The civilians were there, too. John Brown, who joined John Brady Kiesling and Mary Wright in leaving the State Department because of their objections to the war, slammed Bush for employing "the crudest propaganda to make us believe his positions are justifiable" and skewered the use of slogans and the demonization of critics in place of coherent arguments.
Ray McGovern, a former intelligence officer and founder of the Veteran Intelligence Professionals for Sanity, debunked the alleged connection between Hussein and al-Qaeda and drew perhaps the harshest conclusion of all about the historical moment at which America finds itself as its soldiers invade a country that poses no imminent threat:
"I was born in August, 1939, one week before Hitler sent troops into Poland," McGovern said. "I have been thinking March 2003 is our August 1939."

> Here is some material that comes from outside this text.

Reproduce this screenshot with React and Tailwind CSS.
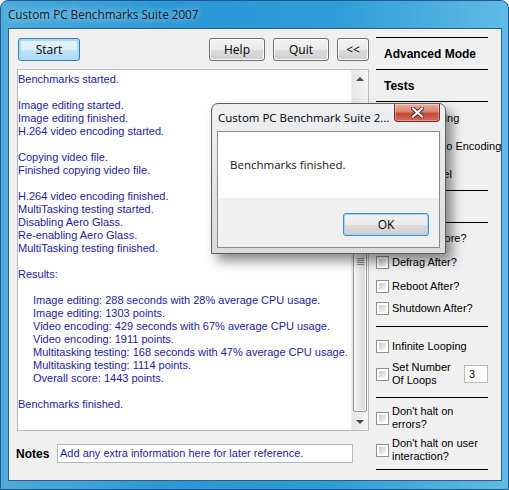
import React from 'react';
import clsx from 'clsx';

const logLines = [
    'Benchmarks started.',
    '',
    'Image editing started.',
    'Image editing finished.',
    'H.264 video encoding started.',
    '',
    'Copying video file.',
    'Finished copying video file.',
    '',
    'H.264 video encoding finished.',
    'MultiTasking testing started.',
    'Disabling Aero Glass.',
    'Re-enabling Aero Glass.',
    'MultiTasking testing finished.',
    '',
    'Results:',
    '',
    '>Image editing: 288 seconds with 28% average CPU usage.',
    '>Image editing: 1303 points.',
    '>Video encoding: 429 seconds with 67% average CPU usage.',
    '>Video encoding: 1911 points.',
    '>Multitasking testing: 168 seconds with 47% average CPU usage.',
    '>Multitasking testing: 1114 points.',
    '>Overall score: 1443 points.',
    '',
    'Benchmarks finished.',
];

// Win7 style push button
function Btn({ children, className, primary }) {
    return (
        <div
            className={clsx(
                'h-[23px] flex items-center justify-center rounded-[3px] border text-[12px] text-black font-["Open_Sans",sans-serif]',
                primary
                    ? 'border-[#3c7fb1] bg-[linear-gradient(#e8f5fc_0%,#d9effb_50%,#bfe6fc_50%,#a9dbf6_100%)] shadow-[inset_0_0_0_2px_#a8dcf6]'
                    : 'border-[#707070] bg-[linear-gradient(#f2f2f2_0%,#ebebeb_50%,#dddddd_50%,#cfcfcf_100%)] shadow-[inset_0_0_0_1px_#fbfbfb]',
                className
            )}
        >
            {children}
        </div>
    );
}

function Check() {
    return (
        <span className="w-[13px] h-[13px] shrink-0 border border-[#8e8f8f] bg-white p-[2px] flex">
            <span className="flex-1 bg-[linear-gradient(135deg,#c9cdd3,#f7f7f7)]" />
        </span>
    );
}

function CheckRow({ children, className }) {
    return (
        <div className={clsx('flex items-center gap-[3px] leading-[13px] whitespace-nowrap', className)}>
            <Check />
            <span>{children}</span>
        </div>
    );
}

function Arrow({ up }) {
    return up ? (
        <span className="w-0 h-0 border-x-[4px] border-x-transparent border-b-[4px] border-b-[#4a4a4a]" />
    ) : (
        <span className="w-0 h-0 border-x-[4px] border-x-transparent border-t-[4px] border-t-[#4a4a4a]" />
    );
}

function ScrollBar() {
    return (
        <div className="w-[17px] flex flex-col bg-[linear-gradient(90deg,#e6e6e6,#f4f4f4)] border-l border-[#ececec]">
            <div className="h-[17px] flex items-center justify-center">
                <Arrow up />
            </div>
            <div className="flex-1 flex flex-col pt-[24px] pb-[1px]">
                <div className="flex-1 mx-px rounded-[2px] border border-[#979797] bg-[linear-gradient(90deg,#f3f3f3_0%,#e8e8e8_45%,#d6d6d6_100%)] shadow-[inset_0_0_0_1px_#f9f9f9] flex flex-col items-center justify-center gap-[1px]">
                    <span className="w-[7px] h-px bg-[#8b8b8b]" />
                    <span className="w-[7px] h-px bg-[#8b8b8b]" />
                    <span className="w-[7px] h-px bg-[#8b8b8b]" />
                    <span className="w-[7px] h-px bg-[#8b8b8b]" />
                </div>
            </div>
            <div className="h-[17px] flex items-center justify-center">
                <Arrow />
            </div>
        </div>
    );
}

function MessageBox() {
    return (
        <div className="absolute left-[210px] top-[102px] w-[235px] h-[151px] rounded-t-[7px] border border-[#5e5e5e] bg-[linear-gradient(#eef0f2,#d9dcdf)] shadow-[6px_7px_12px_rgba(0,0,0,0.45)] flex flex-col font-['Open_Sans',sans-serif]">
            <div className="h-[27px] flex items-center pl-[6px] text-[11.5px] text-black">
                Custom PC Benchmark Suite 2...
            </div>
            {/* close button */}
            <div className="absolute right-[5px] top-0 w-[46px] h-[18px] rounded-b-[4px] border border-t-0 border-[#7a2a1e] bg-[linear-gradient(#eab0a1_0%,#d98570_45%,#c54a33_55%,#cf6a55_100%)] shadow-[inset_0_0_0_1px_rgba(255,255,255,0.35)] flex items-center justify-center">
                <svg width="13" height="11" viewBox="0 0 13 11">
                    <path d="M2 1.5 L11 9.5 M11 1.5 L2 9.5" stroke="#5a1f16" strokeWidth="4" strokeLinecap="square" />
                    <path d="M2 1.5 L11 9.5 M11 1.5 L2 9.5" stroke="#ffffff" strokeWidth="2.2" strokeLinecap="square" />
                </svg>
            </div>
            <div className="mx-[5px] h-[117px] border border-[#8a8a8a] flex flex-col">
                <div className="h-[66px] bg-white flex items-center pl-[12px] text-[11.5px] text-[#141414]">
                    Benchmarks finished.
                </div>
                <div className="flex-1 bg-[#f0f0f0] flex justify-end items-start pt-[15px] pr-[10px]">
                    <div className="w-[86px] h-[23px] rounded-[3px] border border-[#3c8fd2] bg-[linear-gradient(#f2f2f2_0%,#ebebeb_50%,#dddddd_50%,#cfcfcf_100%)] shadow-[inset_0_0_0_1px_#9fd6f3] flex items-center justify-center text-[12px] text-black">
                        OK
                    </div>
                </div>
            </div>
        </div>
    );
}

export default function App() {
    return (
        <div className="relative w-[509px] h-[490px] rounded-t-[8px] border border-[#22598a] bg-[linear-gradient(90deg,#4eabdd_0%,#2a97d4_35%,#2e9cd7_65%,#5fbbe6_100%)] flex flex-col font-['Liberation_Sans',Arial,sans-serif] text-[11px] text-black overflow-hidden">
            {/* title bar */}
            <div className="h-[27px] flex items-center pl-[7px] text-[11.7px] text-[#0c1825] font-['Open_Sans',sans-serif] [text-shadow:0_0_6px_rgba(255,255,255,0.9)]">
                Custom PC Benchmarks Suite 2007
            </div>

            {/* client area */}
            <div className="ml-[7px] mr-[6px] h-[453px] border border-[#2a5f86] bg-[#f0f0f0] flex">
                {/* left column */}
                <div className="ml-[8px] pt-[9px] w-[352px] flex flex-col">
                    <div className="flex items-center">
                        <Btn primary className="ml-px w-[62px]">Start</Btn>
                        <Btn className="ml-[129px] w-[56px]">Help</Btn>
                        <Btn className="ml-[8px] w-[56px]">Quit</Btn>
                        <Btn className="ml-[8px] w-[32px]">&lt;&lt;</Btn>
                    </div>

                    <div className="mt-[8px] h-[362px] border border-[#b7bbc0] bg-white flex">
                        <div className="flex-1 pt-[3px] text-[#1c1c9e]">
                            {logLines.map((line, i) => (
                                <div
                                    key={i}
                                    className={clsx('h-[13px] leading-[13px] whitespace-pre', line.startsWith('>') && 'pl-[15px]')}
                                >
                                    {line.replace('>', '')}
                                </div>
                            ))}
                        </div>
                        <ScrollBar />
                    </div>

                    <div className="mt-[13px] flex items-center">
                        <span className="-ml-px w-[41px] font-bold text-[12px]">Notes</span>
                        <div className="w-[296px] h-[19px] border border-[#b7bbc0] bg-white flex items-center pl-[2px] text-[#1c1c9e] whitespace-nowrap">
                            Add any extra information here for later reference.
                        </div>
                    </div>
                </div>

                {/* right panel */}
                <div className="ml-[7px] mt-[8px] w-[112px] flex flex-col">
                    <div className="h-[32px] border-t border-black flex items-center pl-[8px] font-bold text-[12px]">
                        Advanced Mode
                    </div>
                    <div className="h-[32px] border-t border-black flex items-center pl-[8px] font-bold text-[12px]">
                        Tests
                    </div>
                    <div className="h-[89px] border-t border-black pt-[2px] flex flex-col">
                        <CheckRow className="h-[28px]">Image Editing</CheckRow>
                        <CheckRow className="h-[28px]">H.264 Video Encoding</CheckRow>
                        <CheckRow className="h-[28px]">Run Parallel</CheckRow>
                    </div>
                    <div className="h-[32px] border-t border-black" />
                    <div className="h-[104px] border-t border-black pt-[7px] flex flex-col">
                        <CheckRow className="h-[16px]">Defrag Before?</CheckRow>
                        <CheckRow className="h-[16px] mt-[8px]">Defrag After?</CheckRow>
                        <CheckRow className="h-[16px] mt-[8px]">Reboot After?</CheckRow>
                        <CheckRow className="h-[16px] mt-[6px]">Shutdown After?</CheckRow>
                    </div>
                    <div className="h-[71px] border-t border-black pt-[11px] flex flex-col">
                        <CheckRow className="h-[16px]">Infinite Looping</CheckRow>
                        <div className="mt-[7px] h-[26px] flex items-center">
                            <CheckRow>
                                Set Number
                                <br />
                                Of Loops
                            </CheckRow>
                            <div className="ml-auto w-[24px] h-[18px] border border-[#b7bbc0] bg-white flex items-center pl-[4px]">
                                3
                            </div>
                        </div>
                    </div>
                    <div className="h-[72px] border-t border-black pt-[7px] flex flex-col">
                        <CheckRow className="h-[26px]">
                            Don't halt on
                            <br />
                            errors?
                        </CheckRow>
                        <CheckRow className="h-[26px] mt-[6px]">
                            Don't halt on user
                            <br />
                            interaction?
                        </CheckRow>
                    </div>
                    <div className="border-t border-black" />
                </div>
            </div>

            <MessageBox />
        </div>
    );
}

It has taken time, but the middleweights of the establishment -- and some of the heavyweights -- have found a point around which to rally. The comparisons to World War II keep coming. In a March 23 Los Angeles Times commentary, special assistant to President Kennedy Arthur Schlesinger, Jr. added his voice to the chorus of dissent. His subject: the Bush doctrine.

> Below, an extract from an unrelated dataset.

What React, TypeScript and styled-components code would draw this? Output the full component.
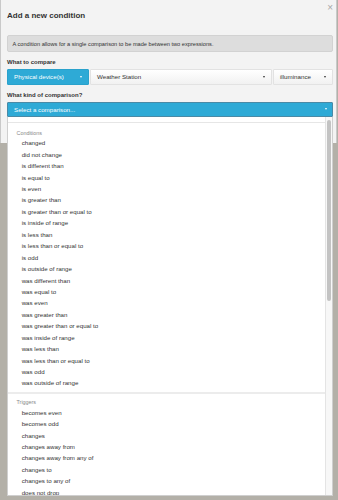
import React from "react";
import styled, { createGlobalStyle } from "styled-components";

const GlobalStyle = createGlobalStyle`
  html, body {
    margin: 0;
    padding: 0;
    background: #b3b0a8;
    font-family: "Liberation Sans", Arial, sans-serif;
    color: #333;
  }
  * { box-sizing: border-box; }
`;

const Page = styled.div`
  width: 338px;
  height: 500px;
  overflow: hidden;
`;

const Modal = styled.div`
  position: relative;
  width: 337px;
  height: 143px;
  background: #f3f3f3;
  border-left: 1px solid #c9c9c9;
  border-right: 1px solid #c9c9c9;
  padding: 10px 3px 0 6px;
`;

const Close = styled.span`
  position: absolute;
  top: 2px;
  right: 3px;
  font-size: 10px;
  line-height: 12px;
  color: #a8a8a8;
`;

const Title = styled.h3`
  margin: 0;
  font-size: 8px;
  line-height: 12px;
  font-weight: bold;
  color: #333;
`;

const Info = styled.div`
  margin-top: 13px;
  height: 17px;
  display: flex;
  align-items: center;
  padding-left: 4.5px;
  background: #dddddd;
  border: 1px solid #d2d2d2;
  border-radius: 2px;
  font-size: 5.65px;
  color: #333;
`;

const Label = styled.div<{ $top: number }>`
  margin-top: ${(p) => p.$top}px;
  font-size: 6px;
  line-height: 8px;
  font-weight: bold;
  color: #333;
`;

const SelectRow = styled.div`
  margin-top: 2.7px;
  display: flex;
  height: 16px;
  gap: 1px;
`;

const Caret = styled.span<{ $light?: boolean }>`
  width: 0;
  height: 0;
  border-left: 1.8px solid transparent;
  border-right: 1.8px solid transparent;
  border-top: 2.2px solid ${(p) => (p.$light ? "#fff" : "#333")};
`;

const Select = styled.div<{ $blue?: boolean; $w?: number }>`
  ${(p) => (p.$w ? `width: ${p.$w}px;` : "flex: 1;")}
  display: flex;
  align-items: center;
  justify-content: space-between;
  padding: 0 6px 0 6px;
  font-size: 6.2px;
  color: ${(p) => (p.$blue ? "#fff" : "#333")};
  background: ${(p) =>
    p.$blue ? "#2eaad6" : "linear-gradient(#ffffff, #f1f1f1)"};
  border: 1px solid ${(p) => (p.$blue ? "#2aa2cc" : "#e2e2e2")};
  border-radius: 1px;
`;

const ComboWrap = styled.div`
  position: relative;
  margin-top: 3px;
`;

const Combo = styled.div`
  height: 15px;
  display: flex;
  align-items: center;
  justify-content: space-between;
  padding: 0 5px 0 6px;
  background: #2eaad6;
  border: 1px solid #4a8aa6;
  border-radius: 1px;
  font-size: 6.2px;
  color: #fff;
`;

const Dropdown = styled.div`
  position: absolute;
  top: 100%;
  left: 0;
  right: 0;
  height: 379px;
  display: flex;
  background: #fff;
  border: 1px solid #cfcfcf;
  border-top: none;
  overflow: hidden;
`;

const Listbox = styled.div`
  flex: 1;
  border-right: 1px solid #e4e4e4;
  overflow: hidden;
`;

const SearchStrip = styled.div`
  height: 6px;
  border-bottom: 1px solid #e6e6e6;
`;

const Group = styled.div<{ $first?: boolean }>`
  padding: ${(p) => (p.$first ? "5.7px 0 3px" : "4.2px 0 0")};
  border-bottom: ${(p) => (p.$first ? "2px solid #ececec" : "none")};
`;

const GroupLabel = styled.div`
  padding-left: 8.5px;
  font-size: 5.4px;
  line-height: 8.6px;
  color: #888;
`;

const Item = styled.div`
  padding-left: 13.7px;
  font-size: 6.15px;
  line-height: 11.45px;
  height: 11.45px;
  color: #333;
  white-space: nowrap;
`;

const Scrollbar = styled.div`
  width: 6px;
  background: #f7f7f7;
  padding: 3px 0.7px 0 0.7px;
`;

const Thumb = styled.div`
  height: 181px;
  background: #c3c3c3;
  border-radius: 2px;
`;

const conditions = [
  "changed",
  "did not change",
  "is different than",
  "is equal to",
  "is even",
  "is greater than",
  "is greater than or equal to",
  "is inside of range",
  "is less than",
  "is less than or equal to",
  "is odd",
  "is outside of range",
  "was different than",
  "was equal to",
  "was even",
  "was greater than",
  "was greater than or equal to",
  "was inside of range",
  "was less than",
  "was less than or equal to",
  "was odd",
  "was outside of range",
];

const triggers = [
  "becomes even",
  "becomes odd",
  "changes",
  "changes away from",
  "changes away from any of",
  "changes to",
  "changes to any of",
  "does not drop",
  "does not rise",
  "drops",
];

export default function App() {
  return (
    <Page>
      <GlobalStyle />
      <Modal>
        <Close>×</Close>
        <Title>Add a new condition</Title>
        <Info>
          A condition allows for a single comparison to be made between two
          expressions.
        </Info>
        <Label $top={6.3}>What to compare</Label>
        <SelectRow>
          <Select $blue $w={82}>
            Physical device(s) <Caret $light />
          </Select>
          <Select>
            Weather Station <Caret />
          </Select>
          <Select $w={60}>
            illuminance <Caret />
          </Select>
        </SelectRow>
        <Label $top={6}>What kind of comparison?</Label>
        <ComboWrap>
          <Combo>
            Select a comparison... <Caret $light />
          </Combo>
          <Dropdown>
            <Listbox>
              <SearchStrip />
              <Group $first>
                <GroupLabel>Conditions</GroupLabel>
                {conditions.map((c) => (
                  <Item key={c}>{c}</Item>
                ))}
              </Group>
              <Group>
                <GroupLabel>Triggers</GroupLabel>
                {triggers.map((t) => (
                  <Item key={t}>{t}</Item>
                ))}
              </Group>
            </Listbox>
            <Scrollbar>
              <Thumb />
            </Scrollbar>
          </Dropdown>
        </ComboWrap>
      </Modal>
    </Page>
  );
}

"The choice reflects a fatal turn in U.S. foreign policy," Schlesinger wrote. "The president has adopted a policy of 'anticipatory self-defense' that is alarmingly similar to the policy that imperial Japan employed at Pearl Harbor on a date which, as an earlier American president said it would, lives in infamy. Franklin D. Roosevelt was right, but today it is we Americans who live in infamy."
This is what the anti-war movement has needed in order to reach the living rooms between the coasts: the mantle of respectability. Criticism of the administration by civic and military leaders has been mighty scarce around Washington, and Saturday's teach-in was a first.
In the end there was one denizen of the establishment -- okay, a former denizen of the establishment -- who bridged the gap between this faction of the peace movement and the Code Pink crowd.
Daniel Ellsberg, who stood trial in 1973 on 12 felony counts for leaking the Pentagon Papers and exposing the Nixon administration's willful deceit of the American public in order to drum up support for the Vietnam War, arrived at the teach-in rather reluctantly. He had decided to spend the weekend in jail to register his displeasure -- "I just didn't want to watch television this weekend," he deadpanned -- and had been sprung by the event's organizers, to his visible annoyance. He was intending to go back later that day and still wore the plastic bracelet of the District of Columbia's hospitality.
Ellsberg spoke about another unjust war, the Mexican-American War. The wresting of Texas from Mexico was condemned by none other than General Ulysses Grant as "one of the most unjust wars ever waged by a stronger power against a weaker," a cynical attempt to acquire territory out of which a slave state could be formed.
"I believe that a consequence of this wrongful war will be wrongful terrorism," Ellsberg concluded. "The question is: what do you do about it?"
He answered himself with a quote by Henry David Thoreau. "Cast your whole vote," he said, showing his bracelet. "I voted. As they used to say in Boston, vote early and vote often. Thank you."
Traci Hukill is a freelance writer in Washington, DC.